10. Next steps checklist for founders

  1. Decide institutional type (school / college / TVET) and legal form.
  2. Engage a local education consultant and a corporate lawyer for land, governance and compliance mapping.
  3. Prepare master document pack (title, building plan, staff CVs, budgets).
  4. Submit parallel applications to municipal office and sector regulator (DOE / CTEVT / affiliating university).
  5. Prepare a one-page “compliance calendar” and maintain a digital folder for all approvals.
  6. Start admissions only after at least provisional permission and trade license; advertise transparently.

Frequently Asked Questions (FAQs)

Q1: Do I need separate approvals for curriculum and for the building?
Yes.

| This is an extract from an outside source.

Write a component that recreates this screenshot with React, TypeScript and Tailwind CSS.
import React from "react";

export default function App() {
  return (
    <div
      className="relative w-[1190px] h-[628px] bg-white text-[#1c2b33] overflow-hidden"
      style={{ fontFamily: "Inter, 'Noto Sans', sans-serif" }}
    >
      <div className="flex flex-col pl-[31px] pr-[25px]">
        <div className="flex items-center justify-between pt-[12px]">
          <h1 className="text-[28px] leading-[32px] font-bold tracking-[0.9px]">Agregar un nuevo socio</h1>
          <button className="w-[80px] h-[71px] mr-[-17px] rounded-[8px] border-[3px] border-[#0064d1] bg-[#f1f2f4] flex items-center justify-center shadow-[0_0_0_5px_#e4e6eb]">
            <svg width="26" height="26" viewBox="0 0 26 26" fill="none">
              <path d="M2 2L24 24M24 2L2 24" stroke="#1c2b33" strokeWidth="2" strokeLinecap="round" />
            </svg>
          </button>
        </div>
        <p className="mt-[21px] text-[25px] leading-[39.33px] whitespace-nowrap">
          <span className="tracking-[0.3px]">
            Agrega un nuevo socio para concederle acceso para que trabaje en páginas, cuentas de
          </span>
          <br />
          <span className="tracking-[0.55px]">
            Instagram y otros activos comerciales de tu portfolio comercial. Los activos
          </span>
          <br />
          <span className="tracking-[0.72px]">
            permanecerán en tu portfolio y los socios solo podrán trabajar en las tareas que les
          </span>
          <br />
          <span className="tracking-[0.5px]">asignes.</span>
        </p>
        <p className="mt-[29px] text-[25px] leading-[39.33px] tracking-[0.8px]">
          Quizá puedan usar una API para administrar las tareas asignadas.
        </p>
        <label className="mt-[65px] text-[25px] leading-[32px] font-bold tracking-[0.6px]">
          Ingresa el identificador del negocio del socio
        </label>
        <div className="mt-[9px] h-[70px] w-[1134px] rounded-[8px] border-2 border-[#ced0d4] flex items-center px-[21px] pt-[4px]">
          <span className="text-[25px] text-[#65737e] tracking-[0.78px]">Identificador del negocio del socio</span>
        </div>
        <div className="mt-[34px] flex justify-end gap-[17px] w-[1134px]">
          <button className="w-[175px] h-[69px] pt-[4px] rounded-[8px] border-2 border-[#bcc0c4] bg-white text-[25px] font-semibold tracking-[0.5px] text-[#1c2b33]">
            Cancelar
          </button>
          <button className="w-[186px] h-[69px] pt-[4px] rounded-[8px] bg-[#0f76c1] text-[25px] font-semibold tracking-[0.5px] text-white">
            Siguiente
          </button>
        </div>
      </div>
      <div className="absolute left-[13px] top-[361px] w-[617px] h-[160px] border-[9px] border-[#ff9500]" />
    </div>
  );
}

Curriculum/program approvals are handled by MOEST/affiliating university/CTEVT; building approvals, fire and municipal occupancy are handled by local bodies. Both streams must be cleared.

Q2: Can a foreign university run a campus in Nepal?
Foreign universities usually cannot simply set up degree-granting campuses without local approvals and affiliation. MOEST has tightened rules on foreign affiliations; typically a local entity and strict oversight are required.

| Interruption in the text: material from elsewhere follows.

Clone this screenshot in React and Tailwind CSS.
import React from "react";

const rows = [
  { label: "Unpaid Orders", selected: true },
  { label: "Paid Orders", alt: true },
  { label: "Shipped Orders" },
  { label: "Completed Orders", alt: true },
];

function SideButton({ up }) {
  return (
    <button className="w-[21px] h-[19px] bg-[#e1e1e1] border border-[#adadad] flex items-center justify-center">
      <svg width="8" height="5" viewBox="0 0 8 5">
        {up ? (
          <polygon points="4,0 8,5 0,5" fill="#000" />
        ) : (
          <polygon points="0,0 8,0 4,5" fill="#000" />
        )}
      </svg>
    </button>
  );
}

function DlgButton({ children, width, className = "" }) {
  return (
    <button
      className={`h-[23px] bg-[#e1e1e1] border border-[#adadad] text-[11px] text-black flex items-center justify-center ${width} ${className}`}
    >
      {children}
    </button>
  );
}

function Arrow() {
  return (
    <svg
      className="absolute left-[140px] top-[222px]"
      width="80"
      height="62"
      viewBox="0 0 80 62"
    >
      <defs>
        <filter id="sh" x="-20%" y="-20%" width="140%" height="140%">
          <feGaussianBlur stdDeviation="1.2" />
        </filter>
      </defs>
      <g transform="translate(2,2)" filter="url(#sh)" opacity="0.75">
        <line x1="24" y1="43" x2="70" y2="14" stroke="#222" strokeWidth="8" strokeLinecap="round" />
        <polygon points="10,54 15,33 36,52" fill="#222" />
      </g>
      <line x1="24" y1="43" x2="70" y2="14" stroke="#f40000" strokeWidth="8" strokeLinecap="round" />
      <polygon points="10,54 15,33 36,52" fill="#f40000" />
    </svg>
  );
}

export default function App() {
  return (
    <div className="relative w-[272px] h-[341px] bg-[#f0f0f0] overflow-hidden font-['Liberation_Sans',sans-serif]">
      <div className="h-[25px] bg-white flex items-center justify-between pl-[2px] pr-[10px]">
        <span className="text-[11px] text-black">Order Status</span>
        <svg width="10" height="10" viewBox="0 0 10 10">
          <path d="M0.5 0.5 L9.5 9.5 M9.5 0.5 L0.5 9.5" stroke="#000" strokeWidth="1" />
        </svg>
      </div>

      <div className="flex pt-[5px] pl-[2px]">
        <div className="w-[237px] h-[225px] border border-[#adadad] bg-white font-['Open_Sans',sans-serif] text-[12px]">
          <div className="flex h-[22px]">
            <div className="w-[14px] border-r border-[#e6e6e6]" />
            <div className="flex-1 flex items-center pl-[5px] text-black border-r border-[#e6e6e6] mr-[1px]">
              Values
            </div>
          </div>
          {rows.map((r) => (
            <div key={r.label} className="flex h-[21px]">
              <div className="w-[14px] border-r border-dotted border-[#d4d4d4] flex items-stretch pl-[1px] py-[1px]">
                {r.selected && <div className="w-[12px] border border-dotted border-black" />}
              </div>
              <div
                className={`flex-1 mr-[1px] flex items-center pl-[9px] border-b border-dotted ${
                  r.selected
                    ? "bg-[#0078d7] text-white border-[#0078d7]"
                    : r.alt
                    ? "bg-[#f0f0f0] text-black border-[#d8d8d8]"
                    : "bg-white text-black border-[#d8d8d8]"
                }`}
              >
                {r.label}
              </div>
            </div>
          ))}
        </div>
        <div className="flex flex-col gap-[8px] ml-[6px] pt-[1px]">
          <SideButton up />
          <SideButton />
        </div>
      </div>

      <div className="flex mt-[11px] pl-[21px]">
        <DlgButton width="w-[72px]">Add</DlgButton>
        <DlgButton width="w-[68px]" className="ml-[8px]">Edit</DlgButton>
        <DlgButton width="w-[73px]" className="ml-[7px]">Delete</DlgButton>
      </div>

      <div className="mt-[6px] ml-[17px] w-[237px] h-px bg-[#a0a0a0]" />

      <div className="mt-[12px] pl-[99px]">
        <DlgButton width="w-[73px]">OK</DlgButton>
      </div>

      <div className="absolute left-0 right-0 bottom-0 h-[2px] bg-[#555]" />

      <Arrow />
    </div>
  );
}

Q3: How long does CTEVT registration take?
Timing varies by program and whether the facility meets competency, equipment and faculty norms. Expect multiple rounds and plan for at least 2–4 months for a straightforward application. ctevt.org.np

Q4: Are there special rules for early childhood or Montessori schools?
Early years facilities still require registration and must meet health, safety, teacher qualification, and child protection norms. The DOE’s early childhood guidelines and local municipal rules apply.

Q5: What are the penalties for operating without registration?
Operating without proper registration invites fines, forced closure, and potential criminal exposure for promoters in serious breaches (e.g., unsafe infrastructure or fraud). Regulators have actively taken action where institutions operate without approvals.